I had entered the Emerging Erotic Artist Contest at the urging of a friend who had been involved with the Foundation. I wasn’t sure that entering the contest was a good idea, as the shock of losing two people so close to me had left me seemingly unable to communicate through my visual medium anymore, and I felt lost. But I put one foot in front of the other, slipped the photograph in the envelope, licked the stamps, and sent the package on its way.
The weekend of the Erotic Art Fair was surreal. Congratulations came from many of the photographers and artists whose work I had always admired.
At the Awards ceremony, I had an epiphany. As I listened to Foundation President & Cofounder Durk Dehner’s speech on the legacy of the artist Quaintance, and the importance of artists documenting their own work, I looked out at the crowd of artists, and wondered if anyone was documenting them as they worked.
I turned to the artist sitting next to me, who was visiting from France, and asked if I might photograph him. He agreed, and the blood began flowing again from my brain to my shutter finger. Consequently, I have had the most productive year of my photographic career, not only creating the erotic artist series, but also photographing an entire new series of nudes.

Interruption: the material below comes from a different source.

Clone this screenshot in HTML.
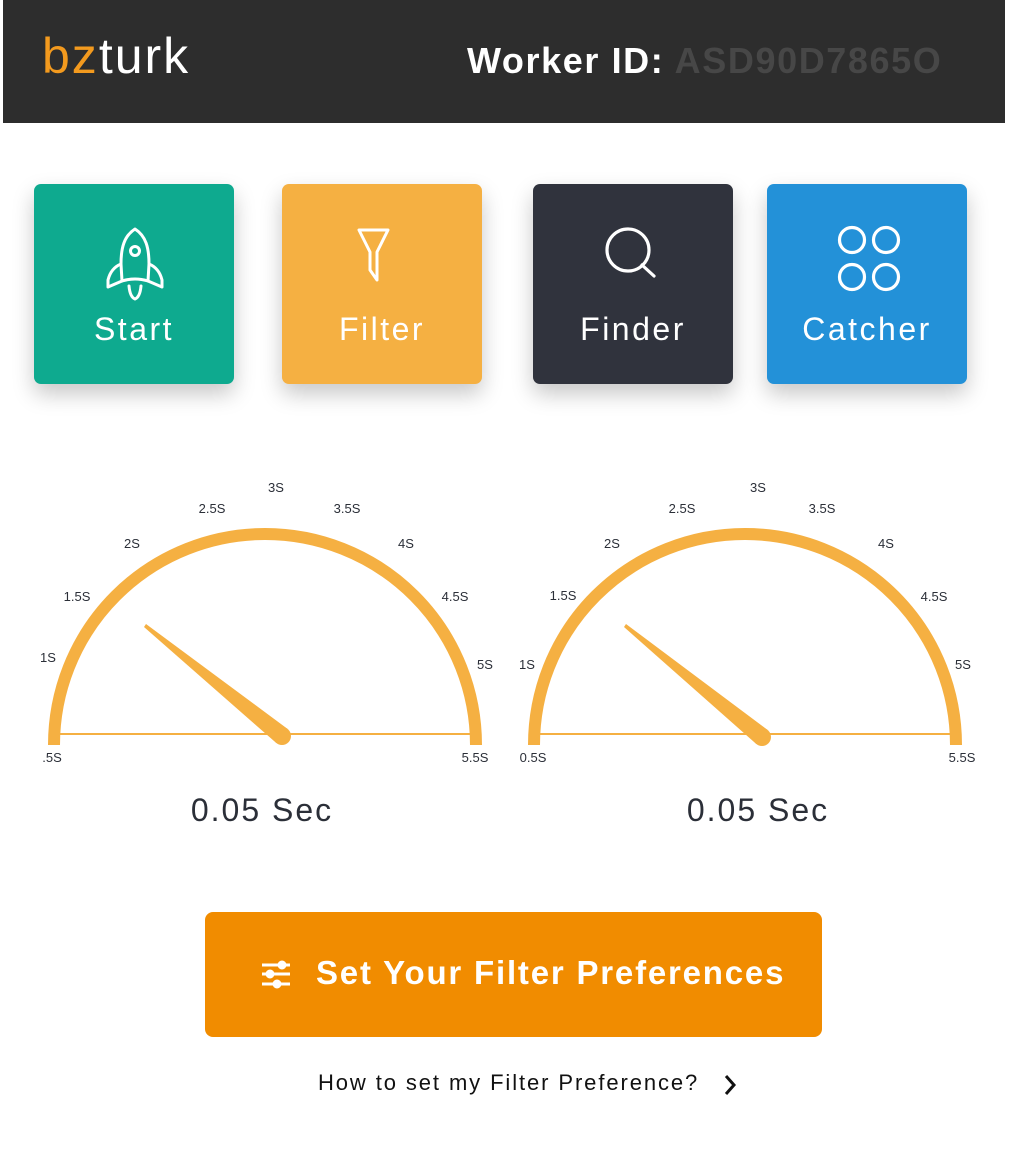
<!DOCTYPE html>
<html><head><meta charset="utf-8"><style>
*{margin:0;padding:0;box-sizing:border-box}
body{width:1021px;height:1153px;background:#fff;position:relative;font-family:"Liberation Sans",sans-serif;overflow:hidden}
.hdr{position:absolute;left:3px;top:0;width:1002px;height:123px;background:#2d2d2d}
.logo{position:absolute;left:42px;top:30px;font-size:50px;line-height:52px;letter-spacing:2px;color:#fff}
.logo b{color:#f39a1e;font-weight:normal}
.wid{position:absolute;left:467px;top:40px;font-size:36px;font-weight:bold;color:#fff;letter-spacing:1.6px;white-space:nowrap}
.wid span{color:#474747}
.card{position:absolute;top:184px;width:200px;height:200px;border-radius:7px;box-shadow:0 10px 22px rgba(0,0,0,.22);color:#fff;font-size:32px;letter-spacing:2.5px;text-align:center}
.card .l{position:absolute;left:0;right:0;top:127px}
.card svg{position:absolute;left:0;top:0}
.val{position:absolute;top:792px;font-size:32px;color:#2b2f38;width:300px;text-align:center;letter-spacing:2px}
.btn{position:absolute;left:205px;top:912px;width:617px;height:125px;background:#f18c00;border-radius:8px}
.btn .t{position:absolute;left:111px;top:42px;font-size:33px;font-weight:bold;color:#fff;white-space:nowrap;letter-spacing:1.8px}
.help{position:absolute;left:318px;top:1070px;font-size:22px;color:#111;white-space:nowrap;letter-spacing:1.9px}
</style></head><body>
<div class="hdr"></div>
<div class="logo"><b>bz</b>turk</div>
<div class="wid">Worker ID: <span>ASD90D7865O</span></div>

<div class="card" style="left:34px;background:#0eaa8f">
<svg width="200" height="200" viewBox="0 0 200 200" fill="none" stroke="#fff" stroke-width="3" stroke-linejoin="round" stroke-linecap="round">
<path d="M101 45 C90 52 87 64 87 80 L88 97 Q101 93 114 97 L115 80 C115 64 112 52 101 45 Z"/>
<circle cx="101" cy="67" r="4.5"/>
<path d="M87 80 Q77 84 74 96 L74 103 L88 97"/><path d="M115 80 Q125 84 128 96 L128 103 L114 97"/>
<path d="M95 102 Q96 113 101 115 Q106 113 107 102"/>
</svg><div class="l">Start</div></div>

<div class="card" style="left:282px;background:#f5b042">
<svg width="200" height="200" viewBox="0 0 200 200" fill="none" stroke="#fff" stroke-width="3" stroke-linejoin="round">
<path d="M77 46 L106 46 L95 68 L95 96 L88 86 L88 68 Z"/>
</svg><div class="l">Filter</div></div>

<div class="card" style="left:533px;background:#30333d">
<svg width="200" height="200" viewBox="0 0 200 200" fill="none" stroke="#fff" stroke-width="3.2" stroke-linecap="round">
<circle cx="95" cy="66" r="21"/><path d="M109 81 L121 92"/>
</svg><div class="l">Finder</div></div>

<div class="card" style="left:767px;background:#2391d8">
<svg width="200" height="200" viewBox="0 0 200 200" fill="none" stroke="#fff" stroke-width="3.2">
<circle cx="85" cy="56" r="12.5"/><circle cx="119" cy="56" r="12.5"/><circle cx="85" cy="93" r="12.5"/><circle cx="119" cy="93" r="12.5"/>
</svg><div class="l">Catcher</div></div>

<svg style="position:absolute;left:0;top:0" width="1021" height="1153" font-family="Liberation Sans, sans-serif" font-size="13" fill="#2b2f38" text-anchor="middle">
<g fill="none" stroke="#f5b042">
<path d="M54 745 A211 211 0 0 1 476 745" stroke-width="12"/>
<line x1="60" y1="734" x2="470" y2="734" stroke-width="2"/>
<path d="M534 745 A211 211 0 0 1 956 745" stroke-width="12"/>
<line x1="540" y1="734" x2="950" y2="734" stroke-width="2"/>
</g>
<g fill="#f5b042">
<path d="M287.7 729 L146 624 L144 627 L276.3 743 Z"/><circle cx="282" cy="736" r="9"/>
<path d="M767.7 730 L626 624 L624 627 L756.3 744 Z"/><circle cx="762" cy="737" r="9"/>
</g>
<text x="52" y="762">.5S</text><text x="48" y="662">1S</text><text x="77" y="601">1.5S</text><text x="132" y="548">2S</text><text x="212" y="513">2.5S</text><text x="276" y="492">3S</text><text x="347" y="513">3.5S</text><text x="406" y="548">4S</text><text x="455" y="601">4.5S</text><text x="485" y="669">5S</text><text x="475" y="762">5.5S</text>
<text x="533" y="762">0.5S</text><text x="527" y="669">1S</text><text x="563" y="600">1.5S</text><text x="612" y="548">2S</text><text x="682" y="513">2.5S</text><text x="758" y="492">3S</text><text x="822" y="513">3.5S</text><text x="886" y="548">4S</text><text x="934" y="601">4.5S</text><text x="963" y="669">5S</text><text x="962" y="762">5.5S</text>
</svg>
<div class="val" style="left:112px">0.05 Sec</div>
<div class="val" style="left:608px">0.05 Sec</div>

<div class="btn">
<svg style="position:absolute;left:55px;top:48px" width="34" height="32" viewBox="0 0 34 32" fill="none" stroke="#fff" stroke-width="3">
<line x1="2" y1="5" x2="30" y2="5"/><line x1="2" y1="14" x2="30" y2="14"/><line x1="2" y1="24" x2="30" y2="24"/>
<circle cx="22" cy="5" r="3" fill="#fff"/><circle cx="10" cy="14" r="3" fill="#fff"/><circle cx="17" cy="24" r="3" fill="#fff"/>
</svg>
<div class="t">Set Your Filter Preferences</div></div>
<div class="help">How to set my Filter Preference?</div>
<svg style="position:absolute;left:722px;top:1074px" width="16" height="22" viewBox="0 0 16 22" fill="none" stroke="#111" stroke-width="3"><path d="M4 2 L12 11 L4 20"/></svg>
</body></html>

Despite the great strides that book and card publishers have made in embracing male nudes in the last two decades, creating them and showing them to a mainstream public is still an uphill battle. Photographing male nudes outdoors is problematic, at best. And finding a gallery that shows male nudes by an unknown photographer is no easy feat. But the encouragement I have received from the Foundation this past year has been invaluable and I persist.
When you buy a work by an erotic artist, or indeed any artist, your association with that artist does not end with your going home and displaying your purchase. You have provided that artist with the encouragement that someone has connected with his work and given him the financial resources he needs to keep creating. Never underestimate the power of that.
It is, happily, what keeps us from having to become bankers and lawyers.